A Ética da Condução Autónoma: Quem Decide em Caso de Acidente?
A Ética da Condução Autónoma: Quem Decide em Caso de Acidente?
Os veículos autónomos (VAs) são projetados para serem infinitamente mais seguros do que os condutores humanos, eliminando erros como distração e fadiga. Contudo, há um pequeno, mas inevitável, conjunto de cenários em que um acidente é iminente e a máquina é forçada a tomar uma decisão ética: quem proteger? O ocupante, o peão, ou o maior número de vidas?
É neste ponto que a ética da máquina encontra o clássico "Dilema do Elétrico" (Trolley Problem), e a resposta está a ser escrita no código de programação dos veículos.
1. O Dilema do Elétrico (Trolley Problem)
O dilema é um exercício mental na filosofia ética que questiona se é moralmente aceitável sacrificar uma vida para salvar um número maior. Adaptado à condução autónoma, o problema surge quando o veículo não pode evitar um acidente, mas pode escolher a direção do impacto:
- O carro deve continuar a sua trajetória e atropelar três peões que surgiram subitamente.

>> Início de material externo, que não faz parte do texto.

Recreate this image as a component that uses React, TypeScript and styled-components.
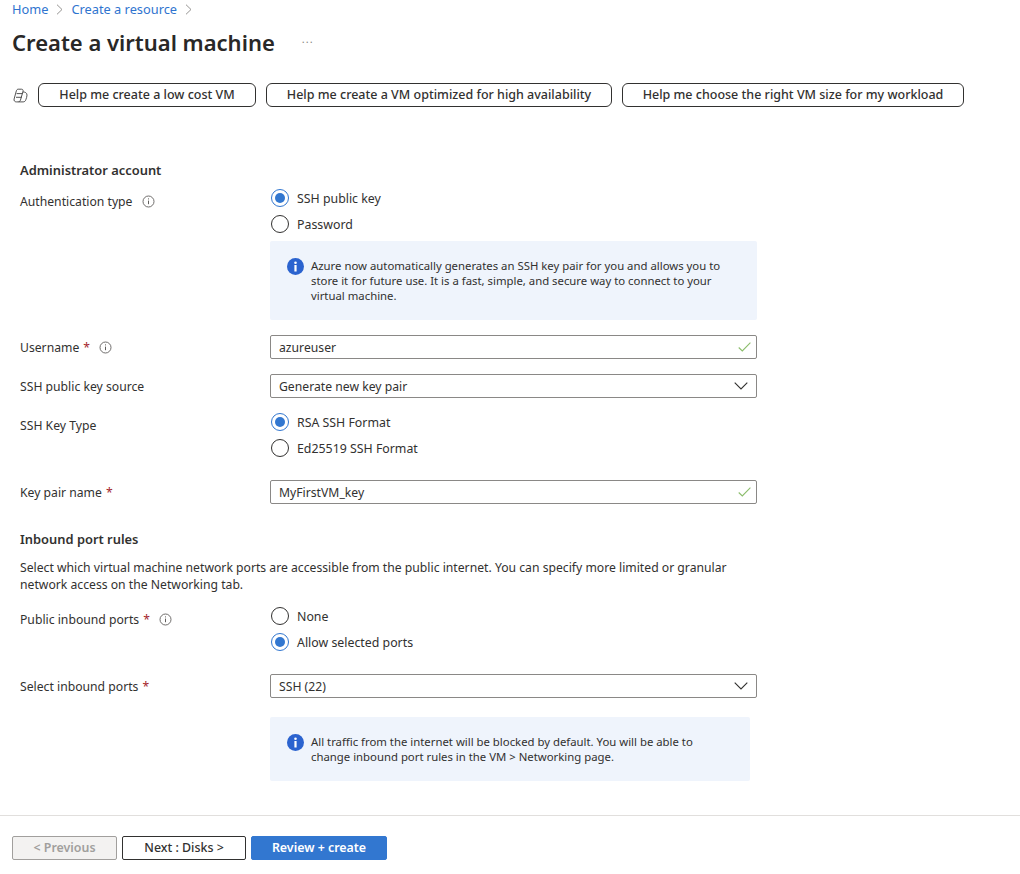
import React from 'react';
import styled, { createGlobalStyle } from 'styled-components';

const GlobalStyle = createGlobalStyle`
  html, body {
    margin: 0;
    padding: 0;
    background: #fff;
    font-family: "Noto Sans", "Open Sans", sans-serif;
    font-size: 12.2px;
    color: #323130;
  }
`;

const Page = styled.div`
  width: 1020px;
  height: 874px;
  overflow: hidden;
  display: flex;
  flex-direction: column;
`;

const Breadcrumb = styled.nav`
  display: flex;
  align-items: center;
  gap: 8px;
  height: 18px;
  padding-left: 12px;
  font-size: 12.8px;
  color: #2f74cf;
`;

const TitleRow = styled.div`
  display: flex;
  align-items: center;
  height: 34px;
  margin-top: 7px;
  padding-left: 12px;
`;

const Title = styled.h1`
  margin: 0;
  font-size: 22px;
  font-weight: 600;
  color: #292827;
`;

const More = styled.span`
  margin: 0 0 8px 27px;
  font-size: 11px;
  color: #8a8886;
  letter-spacing: 1px;
`;

const PromptRow = styled.div`
  display: flex;
  align-items: center;
  height: 24px;
  margin-top: 24px;
  padding-left: 13px;
`;

const PromptButton = styled.div<{ $w: number }>`
  box-sizing: border-box;
  width: ${p => p.$w}px;
  height: 24px;
  margin-left: 10px;
  padding-bottom: 1px;
  display: flex;
  align-items: center;
  justify-content: center;
  border: 1px solid #323130;
  border-radius: 6px;
  font-size: 12.5px;
  font-weight: 500;
`;

const Form = styled.div`
  display: flex;
  flex-direction: column;
  padding: 0 20px;
  margin-top: 54px;
`;

const Heading = styled.div<{ $top?: number }>`
  margin-top: ${p => p.$top || 0}px;
  font-size: 12.9px;
  font-weight: 600;
  height: 18px;
  line-height: 18px;
`;

const Row = styled.div<{ $top: number }>`
  display: grid;
  grid-template-columns: 250px 487px;
  margin-top: ${p => p.$top}px;
`;

const Label = styled.div<{ $top?: number }>`
  display: flex;
  align-items: center;
  height: 24px;
  margin-top: ${p => p.$top || 0}px;
`;

const Star = styled.span`
  margin-left: 4px;
  color: #a4262c;
`;

const Control = styled.div`
  display: flex;
  flex-direction: column;
`;

const RadioRow = styled.div`
  display: flex;
  align-items: center;
  height: 26px;
  gap: 8px;
  font-size: 12.35px;
`;

const RadioCircle = styled.span<{ $on?: boolean }>`
  box-sizing: border-box;
  width: 18px;
  height: 18px;
  margin-left: 1px;
  border-radius: 50%;
  border: 1px solid ${p => (p.$on ? '#3277d0' : '#323130')};
  display: flex;
  align-items: center;
  justify-content: center;
  &::after {
    content: '';
    width: 10px;
    height: 10px;
    border-radius: 50%;
    background: ${p => (p.$on ? '#3277d0' : 'transparent')};
  }
`;

const Field = styled.div`
  box-sizing: border-box;
  height: 24px;
  display: flex;
  align-items: center;
  justify-content: space-between;
  padding: 0 5px 0 8px;
  border: 1px solid #8a8886;
  border-radius: 2px;
`;

const InfoBox = styled.div<{ $w: number; $h: number; $top: number; $pad: number }>`
  box-sizing: border-box;
  width: ${p => p.$w}px;
  height: ${p => p.$h}px;
  margin-top: ${p => p.$top}px;
  display: flex;
  gap: 7px;
  padding: ${p => p.$pad}px 17px 0;
  background: #eff4fc;
  font-size: 11.35px;
  line-height: 15px;
  border-radius: 2px;
`;

const Paragraph = styled.p`
  margin: 11px 0 0;
  width: 720px;
  line-height: 17px;
`;

const Footer = styled.div`
  margin-top: 34px;
  border-top: 1px solid #e1dfdd;
  display: flex;
  gap: 5px;
  padding: 20px 12px 0;
`;

const FooterButton = styled.div<{ $w: number; $kind: 'off' | 'line' | 'main' }>`
  box-sizing: border-box;
  width: ${p => p.$w}px;
  height: 24px;
  padding-bottom: 1px;
  display: flex;
  align-items: center;
  justify-content: center;
  border-radius: 2px;
  font-size: 12.4px;
  font-weight: ${p => (p.$kind === 'line' ? 500 : 600)};
  border: 1px solid ${p => (p.$kind === 'off' ? '#a19f9d' : p.$kind === 'line' ? '#323130' : '#3277d0')};
  background: ${p => (p.$kind === 'off' ? '#f3f2f1' : p.$kind === 'line' ? '#fff' : '#3277d0')};
  color: ${p => (p.$kind === 'off' ? '#a19f9d' : p.$kind === 'line' ? '#323130' : '#fff')};
`;

const Icon = styled.svg<{ $left?: number; $right?: number }>`
  flex: none;
  margin-left: ${p => p.$left || 0}px;
  margin-right: ${p => p.$right || 0}px;
`;

const Tip = ({ left = 9 }: { left?: number }) => (
  <Icon $left={left} width="13" height="13" viewBox="0 0 13 13" fill="none" stroke="#605e5c">
    <circle cx="6.5" cy="6.5" r="5.5" strokeWidth="0.9" />
    <path d="M6.5 5.6v3.6M6.5 3.4v1" strokeWidth="1" />
  </Icon>
);

const Chevron = () => (
  <Icon $right={3} width="14" height="8" viewBox="0 0 14 8" fill="none" stroke="#323130" strokeWidth="1.1">
    <path d="M.7.7 7 7 13.3.7" />
  </Icon>
);

const Check = () => (
  <Icon width="13" height="10" viewBox="0 0 13 10" fill="none" stroke="#8cbd6c" strokeWidth="1.1">
    <path d="M.7 5.5 4.3 9 12.4.7" />
  </Icon>
);

const Crumb = () => (
  <Icon width="7" height="11" viewBox="0 0 7 11" fill="none" stroke="#8a8886" strokeWidth="0.9">
    <path d="M1 .7 6 5.500 1 10.300" />
  </Icon>
);

const InfoIcon = () => (
  <Icon width="17" height="17" viewBox="0 0 17 17">
    <circle cx="8.500" cy="8.500" r="8.500" fill="#2b63cf" />
    <rect x="7.400" y="7" width="2.200" height="6.500" fill="#fff" />
    <circle cx="8.500" cy="4.700" r="1.300" fill="#fff" />
  </Icon>
);

const CopilotIcon = () => (
  <Icon width="15" height="15" viewBox="0 0 15 15" fill="none" stroke="#424242" strokeWidth="0.9">
    <path d="M5.200 1.200h3.300c1.200 0 1.900.9 1.500 2.100L7.500 12c-.4 1.200-1.300 1.900-2.500 1.900H3.300C1.600 13.900.7 12.500 1.100 11L3.300 3c.3-1.100 1-1.800 1.900-1.800Z" />
    <path d="M9.800 3.900c2.300.1 4.200.9 4.200 3.200 0 1.500-.6 3-1.200 4.700-.4 1.300-1.300 2.100-2.600 2.100H5.600" />
    <path d="M3.600 5.600h6M3 9.300h5.700" />
  </Icon>
);

const Radio = ({ on, children }: { on?: boolean; children: React.ReactNode }) => (
  <RadioRow>
    <RadioCircle $on={on} />
    {children}
  </RadioRow>
);

export default function App() {
  return (
    <Page>
      <GlobalStyle />
      <Breadcrumb>
        <span>Home</span>
        <Crumb />
        <span>Create a resource</span>
        <Crumb />
      </Breadcrumb>
      <TitleRow>
        <Title>Create a virtual machine</Title>
        <More>...</More>
      </TitleRow>
      <PromptRow>
        <CopilotIcon />
        <PromptButton $w={218}>Help me create a low cost VM</PromptButton>
        <PromptButton $w={346}>Help me create a VM optimized for high availability</PromptButton>
        <PromptButton $w={342}>Help me choose the right VM size for my workload</PromptButton>
      </PromptRow>
      <Form>
        <Heading>Administrator account</Heading>
        <Row $top={6}>
          <Label $top={4}>
            Authentication type
            <Tip />
          </Label>
          <Control>
            <Radio on>SSH public key</Radio>
            <Radio>Password</Radio>
            <InfoBox $w={487} $h={79} $top={4} $pad={17}>
              <InfoIcon />
              <div>
                Azure now automatically generates an SSH key pair for you and allows you to store it for future use. It is
                a fast, simple, and secure way to connect to your virtual machine.
              </div>
            </InfoBox>
          </Control>
        </Row>
        <Row $top={15}>
          <Label>
            Username<Star>*</Star>
            <Tip />
          </Label>
          <Field>
            azureuser
            <Check />
          </Field>
        </Row>
        <Row $top={15}>
          <Label>SSH public key source</Label>
          <Field>
            Generate new key pair
            <Chevron />
          </Field>
        </Row>
        <Row $top={11}>
          <Label $top={4}>SSH Key Type</Label>
          <Control>
            <Radio on>RSA SSH Format</Radio>
            <Radio>Ed25519 SSH Format</Radio>
          </Control>
        </Row>
        <Row $top={19}>
          <Label>
            Key pair name<Star>*</Star>
          </Label>
          <Field>
            MyFirstVM_key
            <Check />
          </Field>
        </Row>
        <Heading $top={26}>Inbound port rules</Heading>
        <Paragraph>
          Select which virtual machine network ports are accessible from the public internet. You can specify more
          limited or granular network access on the Networking tab.
        </Paragraph>
        <Row $top={10}>
          <Label $top={4}>
            Public inbound ports<Star>*</Star>
            <Tip />
          </Label>
          <Control>
            <Radio>None</Radio>
            <Radio on>Allow selected ports</Radio>
          </Control>
        </Row>
        <Row $top={19}>
          <Label>
            Select inbound ports<Star>*</Star>
          </Label>
          <Field>
            SSH (22)
            <Chevron />
          </Field>
        </Row>
        <Row $top={19}>
          <div />
          <InfoBox $w={480} $h={64} $top={0} $pad={17}>
            <InfoIcon />
            <div>
              All traffic from the internet will be blocked by default. You will be able to change inbound port rules in
              the VM &gt; Networking page.
            </div>
          </InfoBox>
        </Row>
      </Form>
      <Footer>
        <FooterButton $w={105} $kind="off">&lt; Previous</FooterButton>
        <FooterButton $w={124} $kind="line">Next : Disks &gt;</FooterButton>
        <FooterButton $w={136} $kind="main">Review + create</FooterButton>
      </Footer>
    </Page>
  );
}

- O carro deve desviar-se, salvando os peões, mas colidir com um muro, pondo em risco a vida do ocupante (o utilizador que comprou o carro).
Nestas frações de segundo, a decisão do algoritmo revela os valores morais que foram programados na máquina.
2. Abordagens Éticas Possíveis na Programação
Os engenheiros e especialistas em ética têm de escolher entre diferentes estruturas filosóficas para guiar o Sistema de Tomada de Decisão (DMS - Decision-Making System) do VA:
2.1. Utilitarismo (Proteger o Maior Número)
Princípio: A ação moralmente correta é aquela que resulta no maior bem para o maior número de pessoas.
- Aplicação: O carro deve sacrificar o seu ocupante se isso salvar a vida de múltiplos peões. O algoritmo faria um cálculo de danos potenciais para minimizar o número total de vítimas.
- Crítica: Esta é uma abordagem que a maioria das pessoas concorda ser teoricamente ética, mas que destrói o incentivo económico. Quem compraria um carro programado para sacrificar o seu proprietário?
2.2. Protecionismo do Ocupante (Deontologia)
Princípio: O carro tem uma obrigação contratual e ética para com o seu passageiro. A ação não deve ser intencionalmente prejudicial ao utilizador que confiou no produto.
- Aplicação: Em caso de acidente inevitável, o carro deve sempre privilegiar a sobrevivência do seu ocupante, mesmo que isso resulte em mais danos externos.
- Crítica: Esta abordagem é acusada de ser eticamente egoísta e pode levar a mais mortes no exterior do veículo. Embora possa aumentar a confiança do consumidor, levanta questões legais de responsabilidade social.
2.3. Aleatoriedade ou Minimização de Danos
Princípio: Evitar programar uma regra ética explícita. Em vez disso, programar o carro para tomar a ação que minimize o ímpeto e o dano de forma geral, sem fazer distinção entre as vítimas (por exemplo, travar o mais forte possível).
- Aplicação: O carro não faz a escolha de "quem matar", mas sim a escolha de engenharia que absorva melhor a energia do impacto.
- Crítica: Embora pareça mais "ético" ao nível do design, na prática, esta abordagem pode, ainda assim, resultar numa vítima única e atribuída.
3. Desafios Legais e de Aceitação Pública
3.1. Questões de Responsabilidade (Liability)
Num acidente envolvendo um VA, a responsabilidade é transferida do condutor humano para o fabricante, o programador de software ou o proprietário do carro. Se o carro for programado para sacrificar o ocupante, o fabricante poderá ser processado pelos herdeiros do ocupante, mesmo que a decisão tenha sido "utilitariamente correta".
Esta complexidade legal está a forçar os países a desenvolver quadros regulamentares que definam as regras de decisão que os algoritmos devem seguir.
3.2. A Preferência do Consumidor
Estudos globais, como os conduzidos pelo MIT (Massachusetts Institute of Technology), mostram uma contradição humana: as pessoas geralmente concordam que a abordagem utilitária ("salvar o maior número") é a mais moralmente correta. No entanto, a maioria das mesmas pessoas preferiria comprar um carro que fosse programado para **proteger a sua vida** acima de tudo.
A aceitação pública da tecnologia autónoma está diretamente ligada à confiança no seu programa ético.
4. Conclusão
A ética da condução autónoma é uma área em rápida evolução. A solução não passa por programar a "perfeição", mas sim por definir, de forma transparente, as prioridades em situações de risco inevitável. Esta será uma decisão tomada não apenas por engenheiros e filósofos, mas também por legisladores e, em última análise, pelo consenso social sobre o valor de diferentes vidas.